1. Peeking at the Hidden Layers (The "Buried" Planes)
In materials like Cuprates (copper-based) and Iron-based superconductors, the superconducting action happens in specific 2D layers (CuO₂ or FeAs planes). Usually, when scientists look at the surface, they are just looking at the "wrapper" (the charge reservoir), not the "candy" inside.
- The Analogy: Imagine trying to study a chocolate cake, but every time you cut it, you only see the frosting. You might think the cake is just sweet frosting, but the real magic is in the sponge.
- The Breakthrough: The researchers used special engineering (growing thin films atom-by-atom) to expose the "sponge" (the superconducting plane) without damaging it.
- What they found: They discovered that the energy gaps (the "rules" the electrons follow) look very different on the real superconducting plane compared to the wrapper. They found that the electrons pair up in a very uniform, "nodeless" way (like a perfect circle), suggesting that vibrations in the material (phonons) might be the glue holding them together, not just magnetic fluctuations.
2. The "Dancing Pairs" (Pair-Density Waves)
In a normal superconductor, all the electron pairs dance in perfect unison across the whole room. But in these 2D materials, the dance gets complicated.
- The Analogy: Imagine a crowd of people holding hands and dancing. In a normal superconductor, everyone holds hands in a giant, uniform circle. In a Pair-Density Wave (PDW), the dancers form a pattern: they hold hands tightly in some spots, and the grip loosens in others, creating a wave of "tight" and "loose" spots moving across the floor.
- The Discovery: Using their atomic finger, the scientists saw these waves. They found that this "wavy" dancing is often tangled up with another pattern called a "Charge Density Wave" (where the electrons themselves are crowded in a pattern).
- Why it matters: This "entanglement" might be the key to understanding the mysterious "pseudogap" phase—a state where materials act weird before they become superconductors. It's like finding out that the reason the dance floor is slippery isn't just the shoes, but the specific rhythm the dancers are trying to follow.
3. The "Ghost" Particles (Topological Superconductivity)
This is the most futuristic part of the paper. Scientists are looking for a special type of superconductor that can host Majorana Zero Modes (MZMs).
- The Analogy: Imagine a ghost that only appears when you spin a top. In physics, these "ghosts" are particles that are their own antiparticles. They are incredibly stable and don't get messed up easily.
- The Application: These "ghosts" are the holy grail for Quantum Computing. Current quantum computers are fragile; a little noise breaks them. Majorana particles are like "unbreakable" qubits that could make quantum computers stable and powerful.

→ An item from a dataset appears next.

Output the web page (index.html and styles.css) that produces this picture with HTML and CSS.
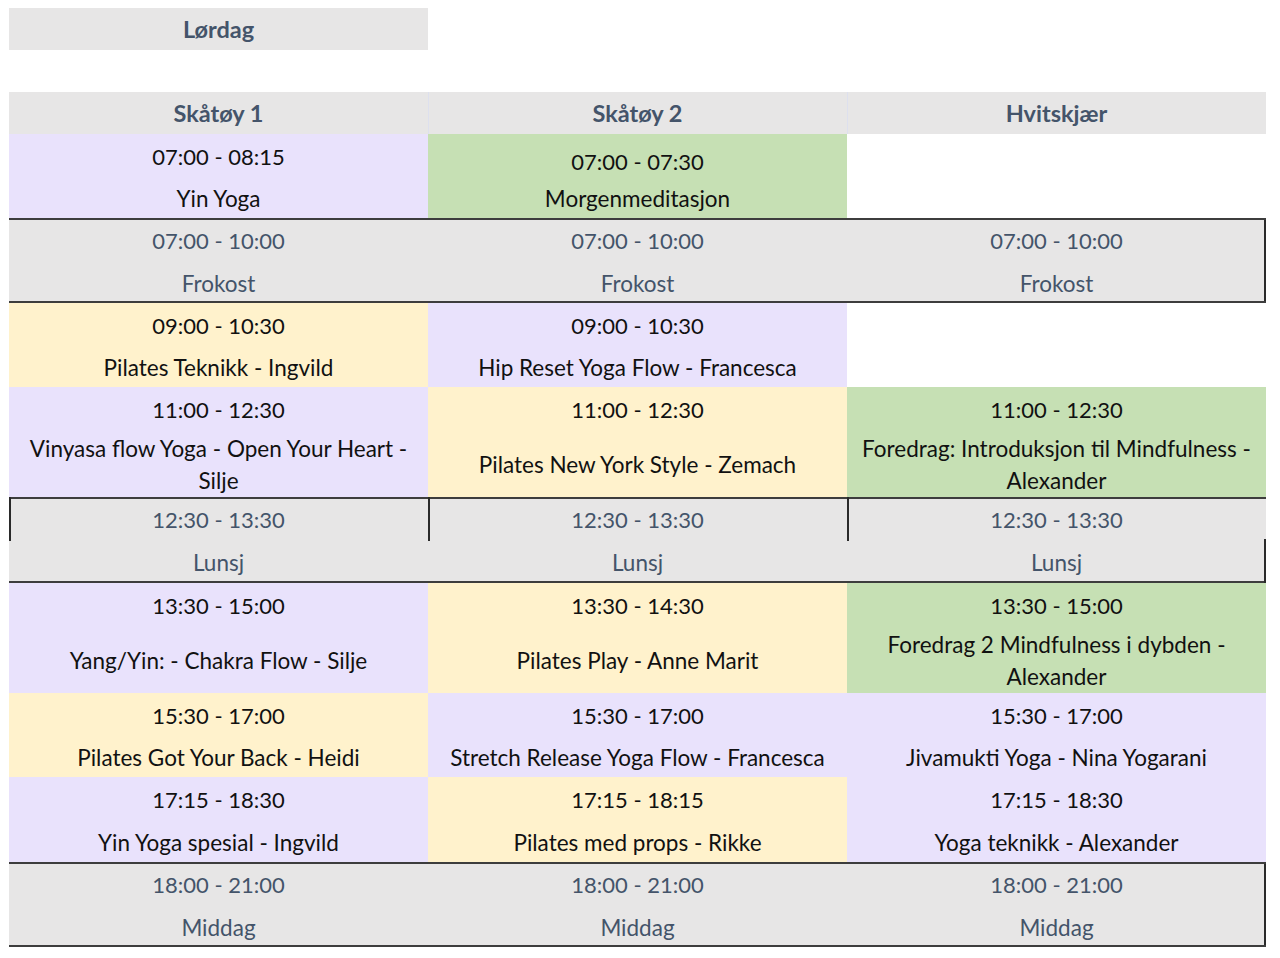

- The Discovery: The researchers found these "ghosts" trapped inside magnetic whirlpools (vortices) in iron-based superconductors. They even managed to create a grid (lattice) of these ghosts in a material called LiFeAs.
- The Metaphor: Think of it like finding a way to park "ghost cars" in a specific, organized parking lot. Before, we could only find one ghost car here and there. Now, we have a whole parking lot full of them, neatly arranged. This is a huge step toward building a quantum computer.
4. The "Molecular Lego" (Fullerides)
The paper also looked at materials made of soccer-ball-shaped carbon molecules (Fullerenes).
- The Analogy: Imagine building a wall out of soccer balls. If you stack just one or two layers, the balls act like insulators (electricity can't pass). But if you add a third layer, or add some "glue" (doping), they suddenly become superconductors.
- The Insight: This proves that the number of layers (dimensionality) changes the rules of physics. It's like how a single sheet of paper tears easily, but a stack of 100 sheets is strong. In these materials, the "strength" of the electron interactions changes based on how many layers you have, switching the material from an insulator to a superconductor.
The Conclusion: What's Next?
The authors summarize that by using this "atomic finger" (STM), we are finally seeing the truth about these 2D superconductors.
- The Challenge: We need to make these materials cleaner and more perfect. Right now, it's like trying to study a dance floor that is covered in dust and uneven tiles.
- The Future: If we can engineer these "dance floors" perfectly (atom by atom), we might be able to design superconductors that work at room temperature (no more expensive liquid helium!) and build quantum computers that actually work.
In a nutshell: This paper is about learning to see the hidden layers of the universe's most efficient energy conductors, discovering that their electrons dance in complex waves, and finding "ghost" particles that could power the computers of the future.